At a probate sale of the successions of William, and Malicha Kirby, made on the 4th of May, 1836, William J. Nesom became the purchaser of the slave Julia and her child Letty, for eighteen hundred dollars, payable in three equal annual installments, and bearing ten per cent, interest from maturity till paid, and Thomas F. D’Armond, the present defendant, signed the adjudication as his surety.
This obligation is the basis of the present suit, none of it having been paid, as is alleged, but the three amounts for which credit is given in the petition. There are two issues presented, prescription and payment. The cause was tried by a jury, whose verdict was for plaintiff, and defendant has appealed from the judgment thereon.
1. The prescription applicable to this claim is ten years, as no notes were taken. C. C. 3508; 3 An. 46.
On the 5th of May, 1847, the first installment would be prescribed, if there had been no interruption of prescription; there were, however, payments made thereon in the following manner :
At the probate sale of William, J. Nesom, the purchaser of said slaves, they ■were adjudicated to James Nesom, the present plaintiff who gave his notes payable on the 13th January, 1846, 1847 and 1848; plaintiff was then the tutor of the Kirby minors, and there was a settlement between him and the administrator of the estate of W. J. Nesom, by which plaintiff’s notes were given up to him to be credited on the indebtedness of the estate of W. J. Nesom to the succession of William and Maliclia Kirby. The credits allowed, correspond with the maturity of the notes of plaintiff; they matured anterior to the acquisition of prescription by defendant’s principal on the notes sued on. It is objected by defendant, that plaintiff in his petition has imputed the payments to the satisfaction alone of the first installment, and has not allowed any portion of the credits to be applied to the payment either of the principal or interest of the two last installments, and that the plea of prescription should prevail, except for the last installment, for although suit No. 638, for the claim now sued on, was brought in March, 1849, yet, as on the 4th of May, 1849, the last installment would have been due ten years, of course, the other two installments, which fell due one and two years earlier, would have been barred by the prescription of ten years, unless the amounts al*295leged to have been paid interrupted prescription, and admitting that these payments were paid in the manner described, yet they have been by plaintiff imputed to the payment of the first installment, and that, therefore, the second installment is barred by prescription. We are of opinion there is nothing in this objection; it appears that plaintiff has made an error in the petition; that all the installments were due when the payments were made, and the credits ought to have been made on different installments, and suit ought to have been instituted for the three installments subject to these credits, whereas he seems to have considered them as paying the first installment; he alleges, in his brief, he was led into this error by copying, “ word for word,” so much of the petition in suit No. 638 as relates to the amount of the claim, the credits and the balance due, and he asks for an amendment of the judgment, as it causes him to lose near three hundred dollars.

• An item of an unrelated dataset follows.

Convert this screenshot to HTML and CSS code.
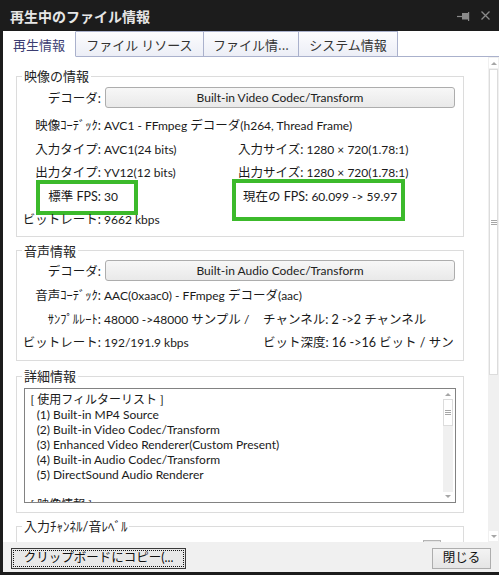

We think that as all the installments were due when the payments were made, and as the debtor did not direct on which installment he wished the credit to be made, that the payments must be deemed to have been made in part satisfaction of the whole debt; and, therefore, they interrupted prescription on all the installments, and an error of plaintiff in the imputation in this petition cannot destroy the effect of the legal imputation.
2. Defendant pleads payment of the debt sued on; he alleges that he paid it to Thomas Nesom, administrator of the estate of William, and Maliclia Kirby, deceased, on the 21st June, 1840. He has introduced in evidence a receipt, but the signature is denied to be genuine, and defendant has failed to prove it.
We cannot grant the amendment prayed for by appellee} as it would change the pleadings.
It is, therefore, ordered, adjudged and decreed, that the judgment be affirmed, with costs.
Merrick, 0. J., recused himself, having been of counsel.